>> START Data shown

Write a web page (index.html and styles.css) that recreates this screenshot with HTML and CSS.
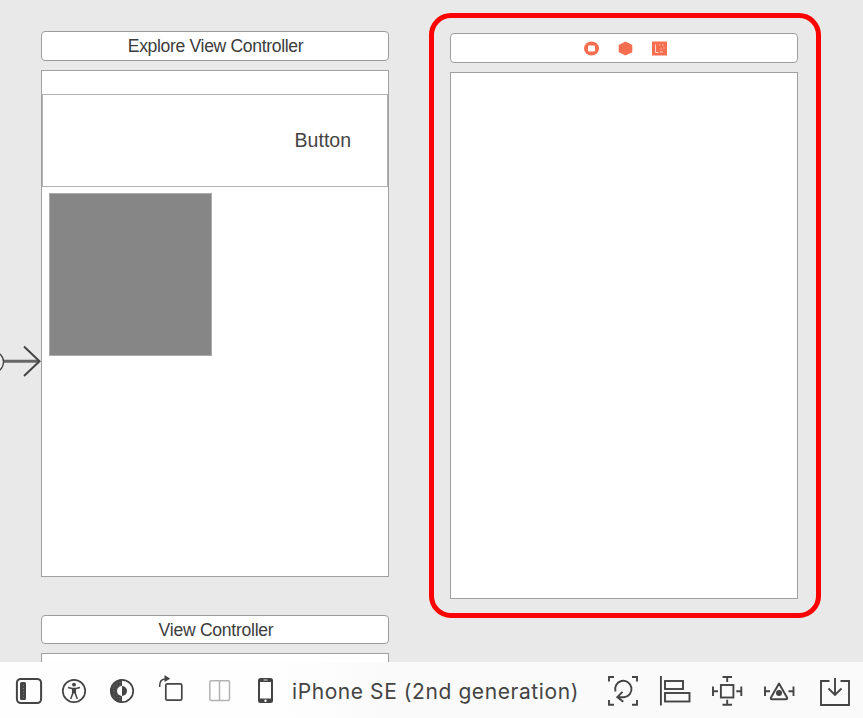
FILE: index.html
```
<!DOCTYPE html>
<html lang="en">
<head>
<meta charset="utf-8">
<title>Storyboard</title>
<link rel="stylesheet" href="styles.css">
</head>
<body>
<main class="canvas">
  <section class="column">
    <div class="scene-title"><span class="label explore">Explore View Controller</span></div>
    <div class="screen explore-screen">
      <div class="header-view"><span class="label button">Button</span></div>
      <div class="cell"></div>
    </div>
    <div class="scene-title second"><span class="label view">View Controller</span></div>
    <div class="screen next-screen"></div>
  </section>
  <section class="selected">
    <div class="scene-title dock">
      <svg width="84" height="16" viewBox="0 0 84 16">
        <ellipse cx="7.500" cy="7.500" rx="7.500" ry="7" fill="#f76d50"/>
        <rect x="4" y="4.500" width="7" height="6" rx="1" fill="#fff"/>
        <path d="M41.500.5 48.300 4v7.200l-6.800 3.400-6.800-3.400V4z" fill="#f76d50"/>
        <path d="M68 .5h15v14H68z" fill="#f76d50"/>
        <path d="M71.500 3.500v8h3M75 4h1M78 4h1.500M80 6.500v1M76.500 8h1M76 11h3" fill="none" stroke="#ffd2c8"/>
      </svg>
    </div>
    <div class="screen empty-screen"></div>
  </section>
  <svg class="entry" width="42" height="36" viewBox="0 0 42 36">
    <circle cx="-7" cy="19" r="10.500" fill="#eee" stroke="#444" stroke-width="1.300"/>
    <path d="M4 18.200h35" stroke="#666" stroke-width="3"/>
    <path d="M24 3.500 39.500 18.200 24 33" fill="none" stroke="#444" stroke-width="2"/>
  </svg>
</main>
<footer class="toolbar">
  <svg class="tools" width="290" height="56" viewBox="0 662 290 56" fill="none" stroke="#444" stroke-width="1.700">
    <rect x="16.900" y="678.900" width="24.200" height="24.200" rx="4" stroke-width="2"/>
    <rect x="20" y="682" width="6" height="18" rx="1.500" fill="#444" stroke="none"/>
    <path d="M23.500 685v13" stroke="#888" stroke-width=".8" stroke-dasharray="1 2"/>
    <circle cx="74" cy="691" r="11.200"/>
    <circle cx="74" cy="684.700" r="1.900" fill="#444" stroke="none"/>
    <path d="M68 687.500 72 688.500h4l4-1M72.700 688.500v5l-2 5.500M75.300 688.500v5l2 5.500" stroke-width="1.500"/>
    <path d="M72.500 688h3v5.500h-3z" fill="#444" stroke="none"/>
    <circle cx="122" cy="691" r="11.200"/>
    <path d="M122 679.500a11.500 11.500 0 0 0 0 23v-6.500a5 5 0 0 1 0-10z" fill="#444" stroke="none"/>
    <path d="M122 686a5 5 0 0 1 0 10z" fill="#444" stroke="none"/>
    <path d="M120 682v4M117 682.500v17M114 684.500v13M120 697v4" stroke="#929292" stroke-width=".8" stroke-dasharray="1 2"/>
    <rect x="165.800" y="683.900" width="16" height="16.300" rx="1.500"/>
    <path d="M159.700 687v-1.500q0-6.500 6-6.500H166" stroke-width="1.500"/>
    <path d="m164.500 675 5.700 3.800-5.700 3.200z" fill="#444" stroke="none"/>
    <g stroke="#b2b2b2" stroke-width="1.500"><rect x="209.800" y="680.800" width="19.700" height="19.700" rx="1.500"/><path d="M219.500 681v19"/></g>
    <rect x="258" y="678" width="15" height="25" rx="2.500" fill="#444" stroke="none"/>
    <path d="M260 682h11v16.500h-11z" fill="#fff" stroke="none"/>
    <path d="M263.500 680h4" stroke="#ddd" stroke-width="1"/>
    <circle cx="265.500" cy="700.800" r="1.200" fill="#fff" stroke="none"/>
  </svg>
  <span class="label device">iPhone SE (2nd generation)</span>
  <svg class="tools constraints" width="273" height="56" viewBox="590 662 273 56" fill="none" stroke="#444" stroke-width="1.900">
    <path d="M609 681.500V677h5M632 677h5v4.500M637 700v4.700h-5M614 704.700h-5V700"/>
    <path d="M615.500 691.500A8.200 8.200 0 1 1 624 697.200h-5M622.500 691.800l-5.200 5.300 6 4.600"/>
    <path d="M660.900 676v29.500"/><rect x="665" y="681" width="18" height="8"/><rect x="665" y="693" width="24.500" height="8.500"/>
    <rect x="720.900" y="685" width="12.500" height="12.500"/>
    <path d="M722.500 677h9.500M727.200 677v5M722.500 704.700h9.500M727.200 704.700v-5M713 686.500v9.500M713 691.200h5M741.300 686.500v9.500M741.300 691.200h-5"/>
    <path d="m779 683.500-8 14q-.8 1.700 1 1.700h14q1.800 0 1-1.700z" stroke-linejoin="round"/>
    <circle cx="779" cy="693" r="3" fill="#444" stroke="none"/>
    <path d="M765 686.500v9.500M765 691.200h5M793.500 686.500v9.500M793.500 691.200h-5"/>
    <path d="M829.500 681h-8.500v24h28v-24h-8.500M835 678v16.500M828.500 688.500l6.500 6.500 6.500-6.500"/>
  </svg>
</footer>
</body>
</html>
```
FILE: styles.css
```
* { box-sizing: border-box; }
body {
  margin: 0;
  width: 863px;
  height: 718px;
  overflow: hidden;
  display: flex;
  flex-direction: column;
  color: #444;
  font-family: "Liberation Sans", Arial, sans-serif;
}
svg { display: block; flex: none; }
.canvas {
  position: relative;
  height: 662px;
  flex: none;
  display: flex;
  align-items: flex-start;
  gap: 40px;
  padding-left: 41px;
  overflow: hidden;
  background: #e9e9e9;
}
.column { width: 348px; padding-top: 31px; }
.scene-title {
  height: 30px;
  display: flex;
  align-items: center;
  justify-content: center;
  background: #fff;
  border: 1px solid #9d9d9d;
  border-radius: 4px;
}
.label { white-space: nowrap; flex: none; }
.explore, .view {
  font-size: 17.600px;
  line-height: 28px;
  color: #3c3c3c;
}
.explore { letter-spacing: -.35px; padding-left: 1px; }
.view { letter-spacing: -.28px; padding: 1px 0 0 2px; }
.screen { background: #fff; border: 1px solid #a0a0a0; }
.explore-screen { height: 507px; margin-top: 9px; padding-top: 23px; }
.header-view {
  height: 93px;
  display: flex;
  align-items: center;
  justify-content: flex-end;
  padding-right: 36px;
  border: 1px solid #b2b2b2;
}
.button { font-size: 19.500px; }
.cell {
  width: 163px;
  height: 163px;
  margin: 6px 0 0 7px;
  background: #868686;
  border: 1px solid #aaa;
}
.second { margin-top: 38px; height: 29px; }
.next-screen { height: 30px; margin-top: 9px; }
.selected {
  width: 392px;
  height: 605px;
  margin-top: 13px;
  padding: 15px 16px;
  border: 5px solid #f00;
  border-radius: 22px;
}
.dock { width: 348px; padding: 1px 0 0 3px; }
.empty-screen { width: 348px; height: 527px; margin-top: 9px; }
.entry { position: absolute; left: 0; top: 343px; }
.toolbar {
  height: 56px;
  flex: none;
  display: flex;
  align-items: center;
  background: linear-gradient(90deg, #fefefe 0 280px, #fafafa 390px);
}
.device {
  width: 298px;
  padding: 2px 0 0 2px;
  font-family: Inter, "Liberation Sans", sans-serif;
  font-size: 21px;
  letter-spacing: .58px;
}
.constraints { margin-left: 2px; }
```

>> END Data shown

The problem:
Return only the number of lines in the data above that include the word "index".

Task response:
2